■ Exercise requirements
Below are the records; collect from them each line containing the string "TypeScript".

****

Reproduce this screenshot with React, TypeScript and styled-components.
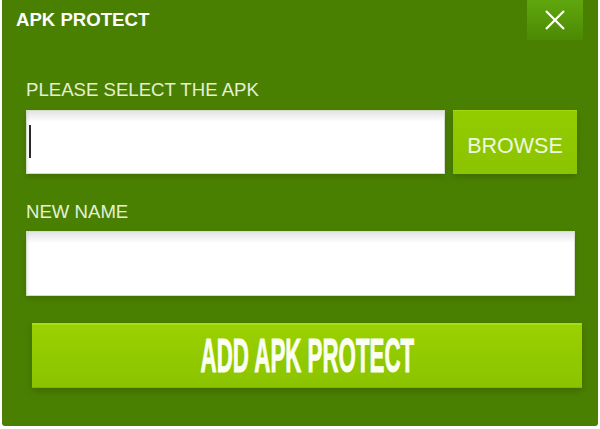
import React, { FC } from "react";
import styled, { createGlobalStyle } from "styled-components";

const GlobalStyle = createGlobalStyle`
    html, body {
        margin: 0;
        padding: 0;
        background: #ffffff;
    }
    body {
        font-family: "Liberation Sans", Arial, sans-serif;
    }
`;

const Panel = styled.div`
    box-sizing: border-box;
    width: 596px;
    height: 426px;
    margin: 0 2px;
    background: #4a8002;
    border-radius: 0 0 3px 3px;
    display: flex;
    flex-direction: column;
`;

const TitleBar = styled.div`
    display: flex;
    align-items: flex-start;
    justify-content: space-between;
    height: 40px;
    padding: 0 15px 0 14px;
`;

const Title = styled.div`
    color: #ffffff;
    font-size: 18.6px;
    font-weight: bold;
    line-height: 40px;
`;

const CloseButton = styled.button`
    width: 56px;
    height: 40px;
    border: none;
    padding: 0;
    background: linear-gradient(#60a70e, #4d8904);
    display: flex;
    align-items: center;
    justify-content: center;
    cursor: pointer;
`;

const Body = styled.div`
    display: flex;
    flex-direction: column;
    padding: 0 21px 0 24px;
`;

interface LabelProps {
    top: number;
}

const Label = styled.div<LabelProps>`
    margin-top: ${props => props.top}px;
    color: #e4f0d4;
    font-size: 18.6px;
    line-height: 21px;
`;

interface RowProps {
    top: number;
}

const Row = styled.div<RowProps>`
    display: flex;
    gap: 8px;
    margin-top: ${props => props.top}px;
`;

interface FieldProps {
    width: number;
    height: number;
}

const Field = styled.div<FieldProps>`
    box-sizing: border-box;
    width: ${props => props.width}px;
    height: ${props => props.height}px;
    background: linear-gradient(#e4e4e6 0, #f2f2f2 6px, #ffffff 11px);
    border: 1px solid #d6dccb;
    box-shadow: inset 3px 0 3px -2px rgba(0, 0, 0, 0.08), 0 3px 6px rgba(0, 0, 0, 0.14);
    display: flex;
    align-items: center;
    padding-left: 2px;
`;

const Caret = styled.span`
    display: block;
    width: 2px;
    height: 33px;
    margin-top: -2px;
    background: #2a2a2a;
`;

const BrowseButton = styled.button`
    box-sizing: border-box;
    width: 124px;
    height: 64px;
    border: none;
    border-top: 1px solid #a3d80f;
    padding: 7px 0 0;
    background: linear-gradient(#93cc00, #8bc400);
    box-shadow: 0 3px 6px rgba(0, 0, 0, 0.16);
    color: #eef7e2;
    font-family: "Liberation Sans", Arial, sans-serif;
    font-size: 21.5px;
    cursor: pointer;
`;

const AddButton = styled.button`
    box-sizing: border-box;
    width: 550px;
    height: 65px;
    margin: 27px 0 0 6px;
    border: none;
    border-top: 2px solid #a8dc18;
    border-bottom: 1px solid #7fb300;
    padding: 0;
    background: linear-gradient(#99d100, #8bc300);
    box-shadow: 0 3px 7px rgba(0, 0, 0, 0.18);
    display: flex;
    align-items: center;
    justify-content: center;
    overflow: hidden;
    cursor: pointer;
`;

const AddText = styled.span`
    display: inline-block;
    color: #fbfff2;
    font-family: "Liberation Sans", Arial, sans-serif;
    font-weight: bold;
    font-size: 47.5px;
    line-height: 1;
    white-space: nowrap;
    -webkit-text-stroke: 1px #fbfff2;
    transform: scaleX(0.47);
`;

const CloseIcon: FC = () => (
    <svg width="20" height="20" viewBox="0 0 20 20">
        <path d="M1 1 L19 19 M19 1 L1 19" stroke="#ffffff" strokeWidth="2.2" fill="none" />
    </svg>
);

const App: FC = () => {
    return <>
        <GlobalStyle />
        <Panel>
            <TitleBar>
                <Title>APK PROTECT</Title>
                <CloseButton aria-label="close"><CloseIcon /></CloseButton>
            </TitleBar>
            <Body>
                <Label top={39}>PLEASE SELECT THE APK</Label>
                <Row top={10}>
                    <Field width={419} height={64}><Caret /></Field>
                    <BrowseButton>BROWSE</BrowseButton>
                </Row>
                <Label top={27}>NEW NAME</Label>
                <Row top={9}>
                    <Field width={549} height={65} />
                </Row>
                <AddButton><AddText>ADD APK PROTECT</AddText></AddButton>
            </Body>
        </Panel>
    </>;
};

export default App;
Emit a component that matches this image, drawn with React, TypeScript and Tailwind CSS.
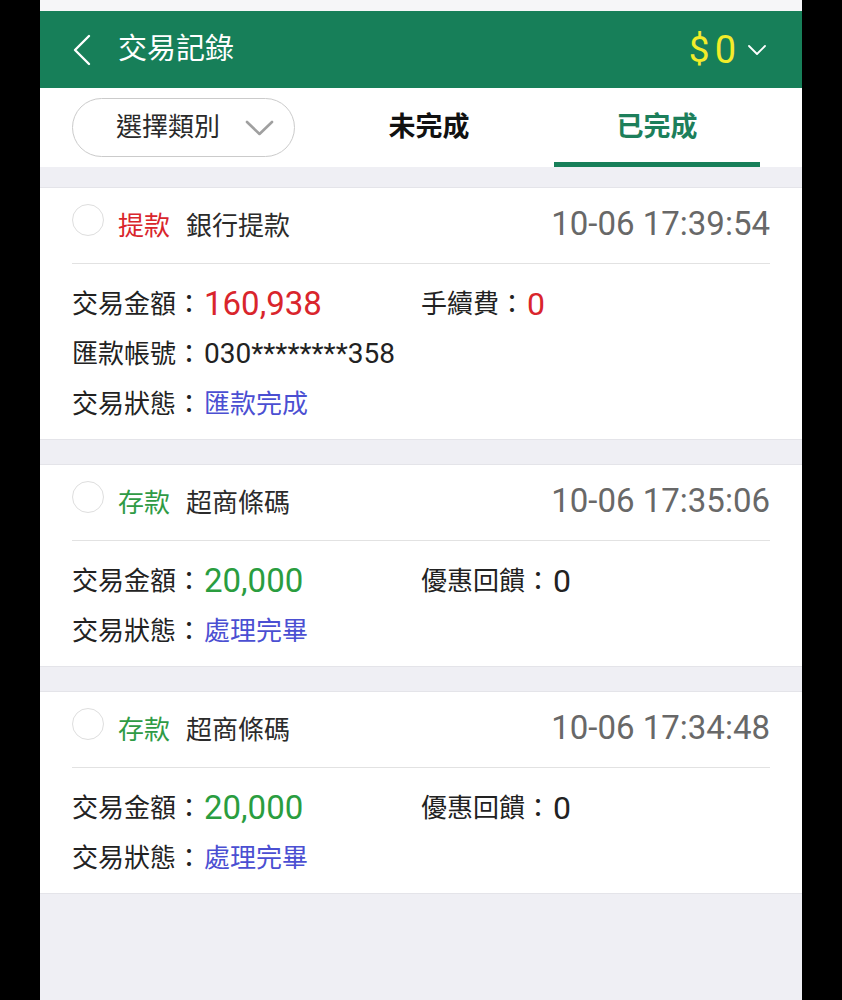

****

■ Exercise output
Reproduce this screenshot with React, TypeScript and styled-components.
Emit a component that matches this image, drawn with React, TypeScript and Tailwind CSS.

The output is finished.